Tuesday, December 18, 2007

The Undertaker and His Pals

The 1960s were a fascinating time for no-budget horror movies. Loosening censorship rules enabled the violence in such films to be ratcheted up tremendously, far beyond what their meager budgets were capable of handling. This mid-60s effort is a perfect example, where the budget for gore effects so compromised the rest of the film that the cover of the DVD actually has to advertise that it’s in color as though that in itself were a major draw, rather than the standard. And then they don’t even properly hold true to this, as the film opens in sepia tone, and only turns into color completely randomly halfway through the first murder. Utter madness.

The film’s basic premise isn’t that bad, as these things go. An undertaker and two restaurant owners go into business together by hitting the town and murdering people (generally moderately attractive women), whereupon the restaurant owners take key pieces of their bodies to sell at their businesses, and the undertaker get the added business of a steady supply of customers in need of extensive restoration and burial.

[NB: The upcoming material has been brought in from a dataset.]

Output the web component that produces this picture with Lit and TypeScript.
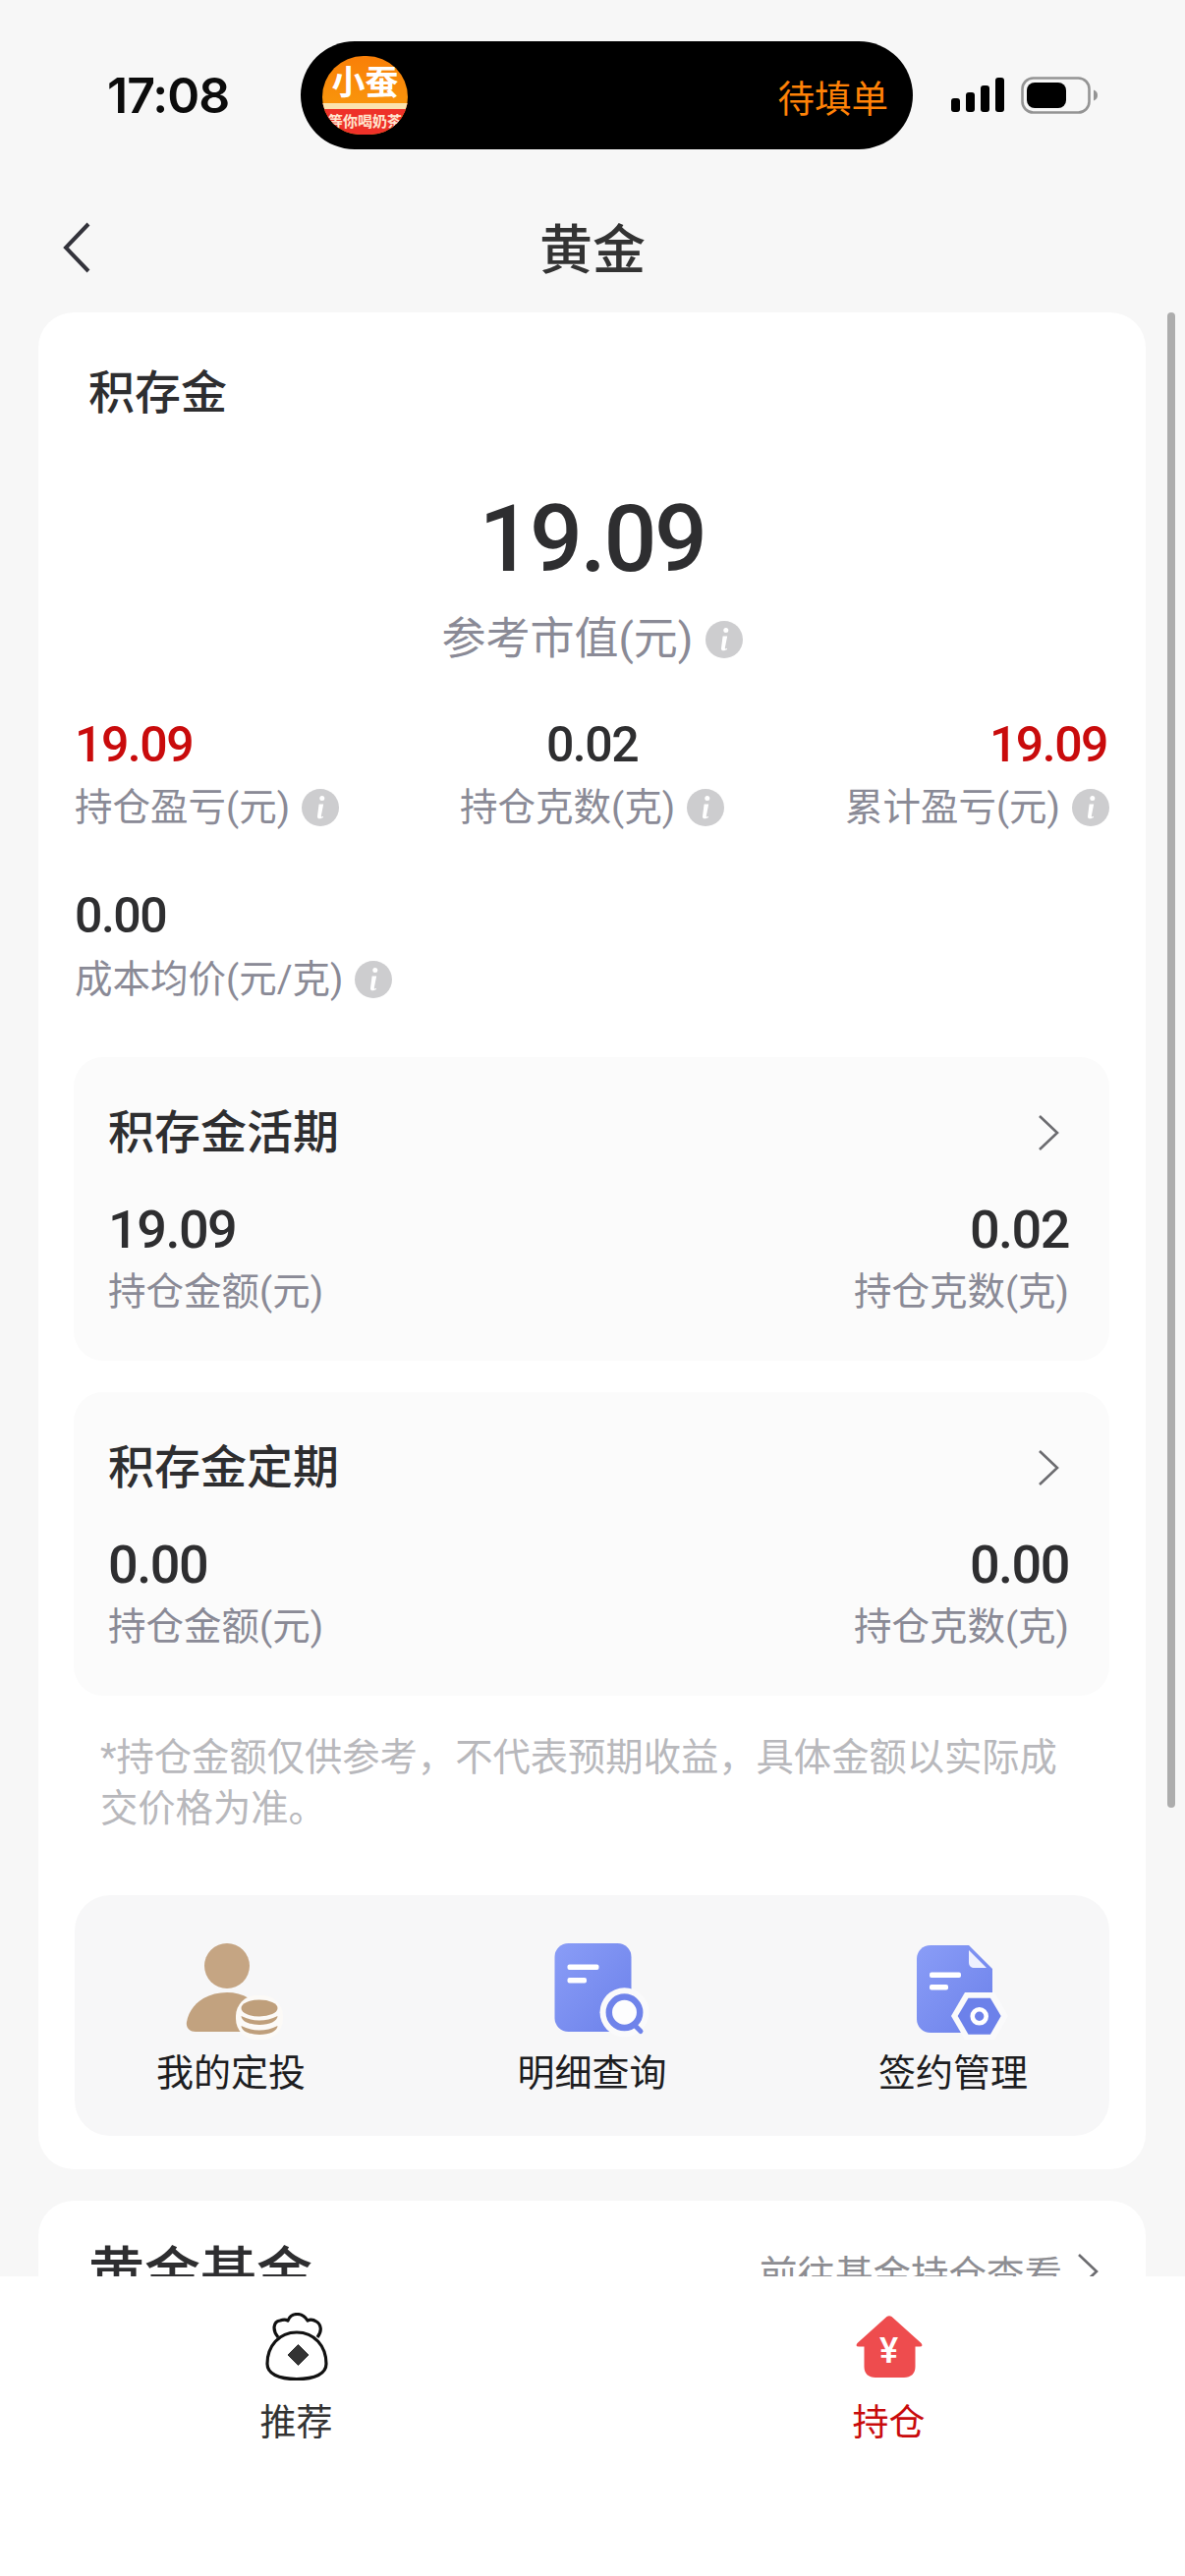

Not a bad racket, all things considered, and it certainly helps that the entire town is deeply afflicted with the stupids and can’t figure this all out for the life of them.

The film’s largely played for laughs, which is a wise decision here, and the guy playing the undertaker spends every moment onscreen mugging shamelessly for the camera. In a nice change of pace, the film’s creators also knew when to end it, leaving the film only an hour long rather than trying to stretch out the flimsy premise much further than it could really take. That said, the movie is just so much light fluff, and not exactly quality fluff either. If you watch it, you won’t find it outright terrible, but you’re hardly going to view it as anything more than a waste of an hour. The acting is fairly atrocious, the directing inept, and the humor the only thing keeping it afloat. You may want to just check out its trailer in the first volume of 42nd Street Forever, it does a damn impressive job of making it look much better than it really is.